But if you plan to build and use self-built kernels regularly, you might want to
reduce the risk by recording which modules your system loads over the course of
a few weeks. You can automate this with `modprobed-db
<https://github.com/graysky2/modprobed-db>`_. Afterwards use ``LSMOD=<path>`` to
point localmodconfig to the list of modules modprobed-db noticed being used::

  yes '' | make LSMOD='${HOME}'/.config/modprobed.db localmodconfig

That parameter also allows you to build trimmed kernels for another machine in
case you copied a suitable .config over to use as base (see previous step). Just
run ``lsmod > lsmod_foo-machine`` on that system and copy the generated file to
your build's host home directory. Then run these commands instead of the one the
step-by-step guide mentions::

  yes '' | make LSMOD=~/lsmod_foo-machine localmodconfig

[:ref:`back to step-by-step guide <localmodconfig_bissbs>`]

.. _tagging_bisref:

Tag the kernels about to be build
---------------------------------

  *Ensure all the kernels you will build are clearly identifiable using a
  special tag and a unique version identifier.* [:ref:`... <tagging_bissbs>`]

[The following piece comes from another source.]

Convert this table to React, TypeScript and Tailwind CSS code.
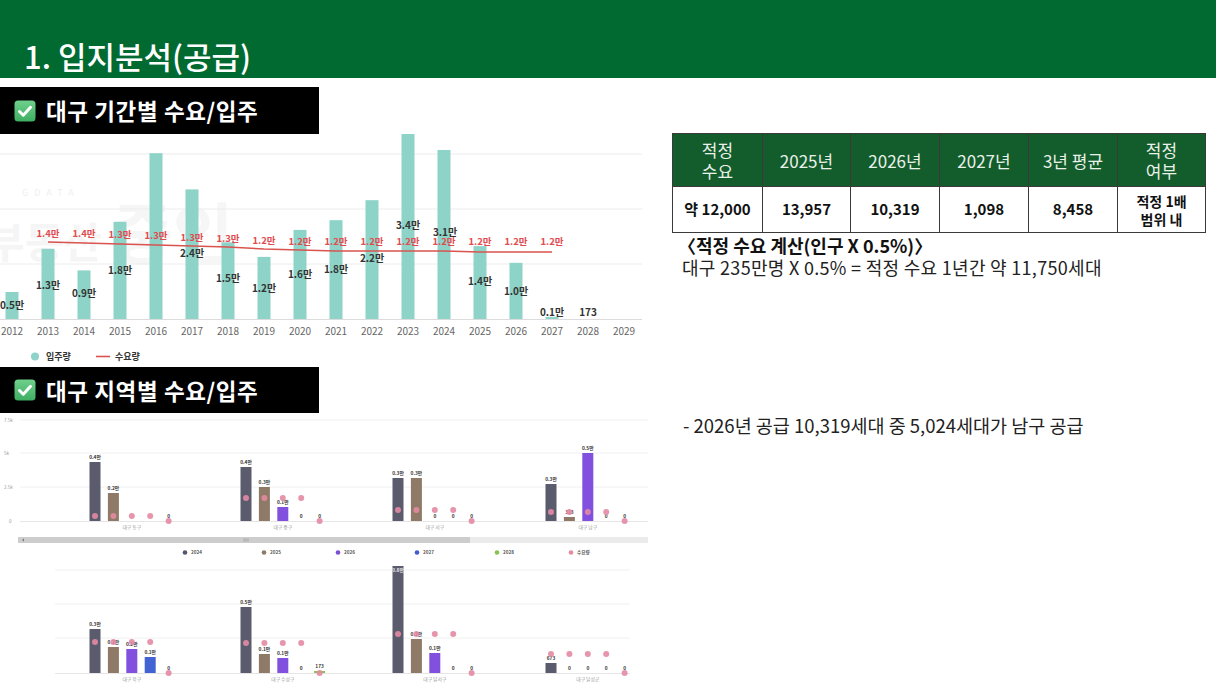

This allows you to differentiate your distribution's kernels from those created
during this process, as the file or directories for the latter will contain
'-local' in the name; it also helps picking the right entry in the boot menu and
not lose track of you kernels, as their version numbers will look slightly
confusing during the bisection.

[:ref:`back to step-by-step guide <tagging_bissbs>`]

.. _debugsymbols_bisref:

Decide to enable or disable debug symbols
-----------------------------------------

  *Decide how to handle debug symbols.* [:ref:`... <debugsymbols_bissbs>`]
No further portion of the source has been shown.